**DIRECTIVE**
Copy out the listing that follows, exactly, without its pictures.

**RECORD EXCERPTS**
|---|

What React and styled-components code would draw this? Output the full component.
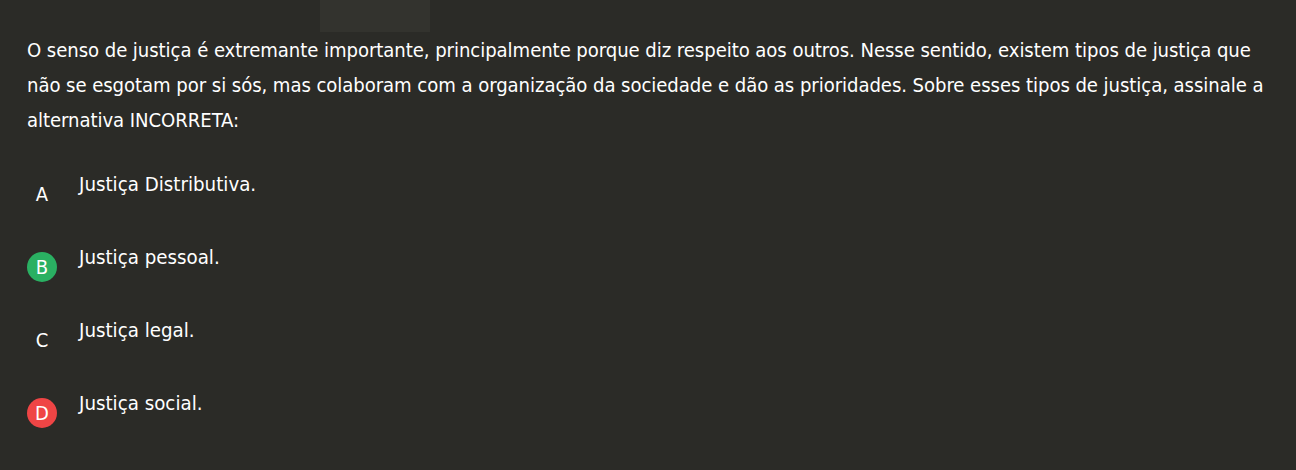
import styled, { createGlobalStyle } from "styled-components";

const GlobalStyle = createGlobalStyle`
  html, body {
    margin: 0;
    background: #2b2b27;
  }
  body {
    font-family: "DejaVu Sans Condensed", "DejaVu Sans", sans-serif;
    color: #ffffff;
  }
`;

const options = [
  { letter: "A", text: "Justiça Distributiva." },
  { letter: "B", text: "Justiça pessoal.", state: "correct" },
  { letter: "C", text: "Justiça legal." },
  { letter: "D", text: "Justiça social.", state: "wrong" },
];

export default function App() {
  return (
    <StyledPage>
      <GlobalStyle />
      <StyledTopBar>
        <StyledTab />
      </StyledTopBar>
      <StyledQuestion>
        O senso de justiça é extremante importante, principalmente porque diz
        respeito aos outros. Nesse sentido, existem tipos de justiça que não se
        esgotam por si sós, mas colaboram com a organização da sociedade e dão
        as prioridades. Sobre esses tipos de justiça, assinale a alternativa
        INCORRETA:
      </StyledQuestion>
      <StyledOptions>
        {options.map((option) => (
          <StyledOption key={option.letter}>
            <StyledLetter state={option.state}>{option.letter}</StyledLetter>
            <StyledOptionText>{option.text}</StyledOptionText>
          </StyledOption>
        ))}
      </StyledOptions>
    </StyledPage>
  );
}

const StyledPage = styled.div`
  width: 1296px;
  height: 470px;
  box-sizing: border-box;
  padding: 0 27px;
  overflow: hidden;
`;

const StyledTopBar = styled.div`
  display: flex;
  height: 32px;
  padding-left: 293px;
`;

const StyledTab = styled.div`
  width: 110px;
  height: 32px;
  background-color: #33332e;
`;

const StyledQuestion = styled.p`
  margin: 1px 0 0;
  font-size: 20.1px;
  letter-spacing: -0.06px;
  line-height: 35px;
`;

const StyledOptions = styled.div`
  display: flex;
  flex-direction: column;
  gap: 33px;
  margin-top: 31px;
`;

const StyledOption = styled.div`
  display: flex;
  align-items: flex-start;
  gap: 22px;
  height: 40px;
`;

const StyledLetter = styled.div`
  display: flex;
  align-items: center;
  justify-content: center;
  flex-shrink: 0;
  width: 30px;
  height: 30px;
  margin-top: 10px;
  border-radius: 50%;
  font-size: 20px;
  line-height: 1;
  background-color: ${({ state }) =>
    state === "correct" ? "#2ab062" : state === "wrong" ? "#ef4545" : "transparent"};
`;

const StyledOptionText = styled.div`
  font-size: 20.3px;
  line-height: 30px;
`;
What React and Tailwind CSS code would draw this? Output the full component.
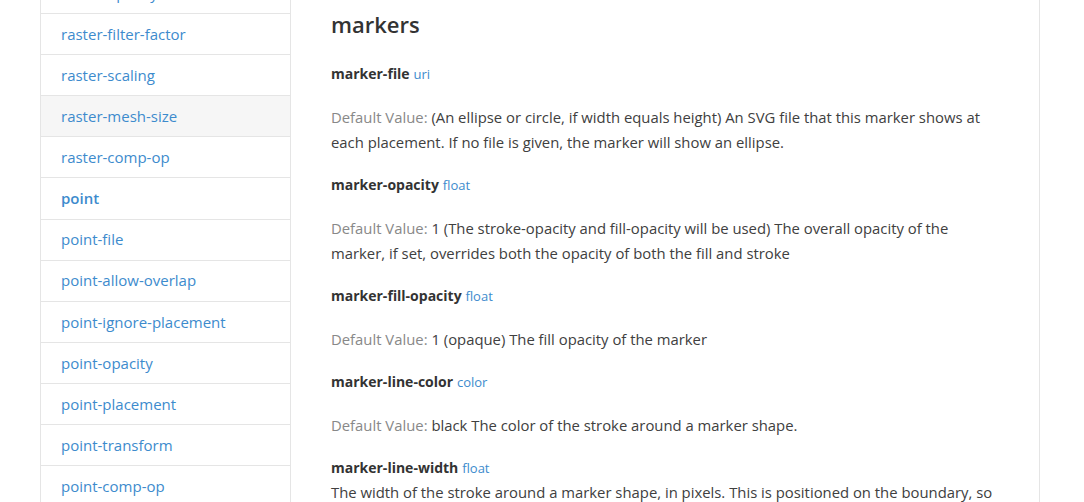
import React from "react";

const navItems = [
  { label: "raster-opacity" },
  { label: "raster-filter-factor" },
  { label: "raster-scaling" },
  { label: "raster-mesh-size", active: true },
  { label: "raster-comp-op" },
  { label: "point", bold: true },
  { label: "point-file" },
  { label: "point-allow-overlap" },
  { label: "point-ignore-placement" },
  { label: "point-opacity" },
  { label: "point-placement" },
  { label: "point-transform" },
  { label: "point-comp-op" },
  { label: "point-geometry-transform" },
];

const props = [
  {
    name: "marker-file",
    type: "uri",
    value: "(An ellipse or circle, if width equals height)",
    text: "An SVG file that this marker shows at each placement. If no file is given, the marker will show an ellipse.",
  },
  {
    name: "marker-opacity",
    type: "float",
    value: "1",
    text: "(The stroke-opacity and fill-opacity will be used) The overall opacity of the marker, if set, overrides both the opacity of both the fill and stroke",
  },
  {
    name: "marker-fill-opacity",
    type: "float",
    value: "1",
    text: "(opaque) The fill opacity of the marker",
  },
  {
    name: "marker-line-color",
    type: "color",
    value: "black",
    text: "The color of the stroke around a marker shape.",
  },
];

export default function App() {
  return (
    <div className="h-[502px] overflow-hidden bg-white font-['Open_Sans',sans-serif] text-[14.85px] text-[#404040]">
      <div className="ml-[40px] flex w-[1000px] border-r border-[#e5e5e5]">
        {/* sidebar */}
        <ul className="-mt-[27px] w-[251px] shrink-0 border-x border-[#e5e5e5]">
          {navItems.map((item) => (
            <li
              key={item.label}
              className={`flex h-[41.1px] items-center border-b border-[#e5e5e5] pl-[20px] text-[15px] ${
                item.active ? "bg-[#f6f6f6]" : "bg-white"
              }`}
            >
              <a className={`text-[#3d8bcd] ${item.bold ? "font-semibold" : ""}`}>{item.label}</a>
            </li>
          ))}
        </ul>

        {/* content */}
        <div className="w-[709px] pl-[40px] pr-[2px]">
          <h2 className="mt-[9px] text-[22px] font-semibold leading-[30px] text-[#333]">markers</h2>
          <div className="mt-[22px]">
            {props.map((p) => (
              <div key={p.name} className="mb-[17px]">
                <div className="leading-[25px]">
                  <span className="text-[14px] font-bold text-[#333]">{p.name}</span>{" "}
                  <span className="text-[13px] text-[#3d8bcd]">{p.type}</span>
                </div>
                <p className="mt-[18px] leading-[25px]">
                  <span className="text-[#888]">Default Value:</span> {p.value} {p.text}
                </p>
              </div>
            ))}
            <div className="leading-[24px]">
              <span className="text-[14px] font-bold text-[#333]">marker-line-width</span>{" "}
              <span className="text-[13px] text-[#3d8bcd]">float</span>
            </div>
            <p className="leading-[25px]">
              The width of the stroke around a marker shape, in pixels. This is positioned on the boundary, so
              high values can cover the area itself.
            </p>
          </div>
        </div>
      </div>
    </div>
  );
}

|---|

**EXERCISE OUTPUT**
What React and styled-components code would draw this? Output the full component.
import styled, { createGlobalStyle } from "styled-components";

const GlobalStyle = createGlobalStyle`
  html, body {
    margin: 0;
    background: #2b2b27;
  }
  body {
    font-family: "DejaVu Sans Condensed", "DejaVu Sans", sans-serif;
    color: #ffffff;
  }
`;

const options = [
  { letter: "A", text: "Justiça Distributiva." },
  { letter: "B", text: "Justiça pessoal.", state: "correct" },
  { letter: "C", text: "Justiça legal." },
  { letter: "D", text: "Justiça social.", state: "wrong" },
];

export default function App() {
  return (
    <StyledPage>
      <GlobalStyle />
      <StyledTopBar>
        <StyledTab />
      </StyledTopBar>
      <StyledQuestion>
        O senso de justiça é extremante importante, principalmente porque diz
        respeito aos outros. Nesse sentido, existem tipos de justiça que não se
        esgotam por si sós, mas colaboram com a organização da sociedade e dão
        as prioridades. Sobre esses tipos de justiça, assinale a alternativa
        INCORRETA:
      </StyledQuestion>
      <StyledOptions>
        {options.map((option) => (
          <StyledOption key={option.letter}>
            <StyledLetter state={option.state}>{option.letter}</StyledLetter>
            <StyledOptionText>{option.text}</StyledOptionText>
          </StyledOption>
        ))}
      </StyledOptions>
    </StyledPage>
  );
}

const StyledPage = styled.div`
  width: 1296px;
  height: 470px;
  box-sizing: border-box;
  padding: 0 27px;
  overflow: hidden;
`;

const StyledTopBar = styled.div`
  display: flex;
  height: 32px;
  padding-left: 293px;
`;

const StyledTab = styled.div`
  width: 110px;
  height: 32px;
  background-color: #33332e;
`;

const StyledQuestion = styled.p`
  margin: 1px 0 0;
  font-size: 20.1px;
  letter-spacing: -0.06px;
  line-height: 35px;
`;

const StyledOptions = styled.div`
  display: flex;
  flex-direction: column;
  gap: 33px;
  margin-top: 31px;
`;

const StyledOption = styled.div`
  display: flex;
  align-items: flex-start;
  gap: 22px;
  height: 40px;
`;

const StyledLetter = styled.div`
  display: flex;
  align-items: center;
  justify-content: center;
  flex-shrink: 0;
  width: 30px;
  height: 30px;
  margin-top: 10px;
  border-radius: 50%;
  font-size: 20px;
  line-height: 1;
  background-color: ${({ state }) =>
    state === "correct" ? "#2ab062" : state === "wrong" ? "#ef4545" : "transparent"};
`;

const StyledOptionText = styled.div`
  font-size: 20.3px;
  line-height: 30px;
`;
What React and Tailwind CSS code would draw this? Output the full component.
import React from "react";

const navItems = [
  { label: "raster-opacity" },
  { label: "raster-filter-factor" },
  { label: "raster-scaling" },
  { label: "raster-mesh-size", active: true },
  { label: "raster-comp-op" },
  { label: "point", bold: true },
  { label: "point-file" },
  { label: "point-allow-overlap" },
  { label: "point-ignore-placement" },
  { label: "point-opacity" },
  { label: "point-placement" },
  { label: "point-transform" },
  { label: "point-comp-op" },
  { label: "point-geometry-transform" },
];

const props = [
  {
    name: "marker-file",
    type: "uri",
    value: "(An ellipse or circle, if width equals height)",
    text: "An SVG file that this marker shows at each placement. If no file is given, the marker will show an ellipse.",
  },
  {
    name: "marker-opacity",
    type: "float",
    value: "1",
    text: "(The stroke-opacity and fill-opacity will be used) The overall opacity of the marker, if set, overrides both the opacity of both the fill and stroke",
  },
  {
    name: "marker-fill-opacity",
    type: "float",
    value: "1",
    text: "(opaque) The fill opacity of the marker",
  },
  {
    name: "marker-line-color",
    type: "color",
    value: "black",
    text: "The color of the stroke around a marker shape.",
  },
];

export default function App() {
  return (
    <div className="h-[502px] overflow-hidden bg-white font-['Open_Sans',sans-serif] text-[14.85px] text-[#404040]">
      <div className="ml-[40px] flex w-[1000px] border-r border-[#e5e5e5]">
        {/* sidebar */}
        <ul className="-mt-[27px] w-[251px] shrink-0 border-x border-[#e5e5e5]">
          {navItems.map((item) => (
            <li
              key={item.label}
              className={`flex h-[41.1px] items-center border-b border-[#e5e5e5] pl-[20px] text-[15px] ${
                item.active ? "bg-[#f6f6f6]" : "bg-white"
              }`}
            >
              <a className={`text-[#3d8bcd] ${item.bold ? "font-semibold" : ""}`}>{item.label}</a>
            </li>
          ))}
        </ul>

        {/* content */}
        <div className="w-[709px] pl-[40px] pr-[2px]">
          <h2 className="mt-[9px] text-[22px] font-semibold leading-[30px] text-[#333]">markers</h2>
          <div className="mt-[22px]">
            {props.map((p) => (
              <div key={p.name} className="mb-[17px]">
                <div className="leading-[25px]">
                  <span className="text-[14px] font-bold text-[#333]">{p.name}</span>{" "}
                  <span className="text-[13px] text-[#3d8bcd]">{p.type}</span>
                </div>
                <p className="mt-[18px] leading-[25px]">
                  <span className="text-[#888]">Default Value:</span> {p.value} {p.text}
                </p>
              </div>
            ))}
            <div className="leading-[24px]">
              <span className="text-[14px] font-bold text-[#333]">marker-line-width</span>{" "}
              <span className="text-[13px] text-[#3d8bcd]">float</span>
            </div>
            <p className="leading-[25px]">
              The width of the stroke around a marker shape, in pixels. This is positioned on the boundary, so
              high values can cover the area itself.
            </p>
          </div>
        </div>
      </div>
    </div>
  );
}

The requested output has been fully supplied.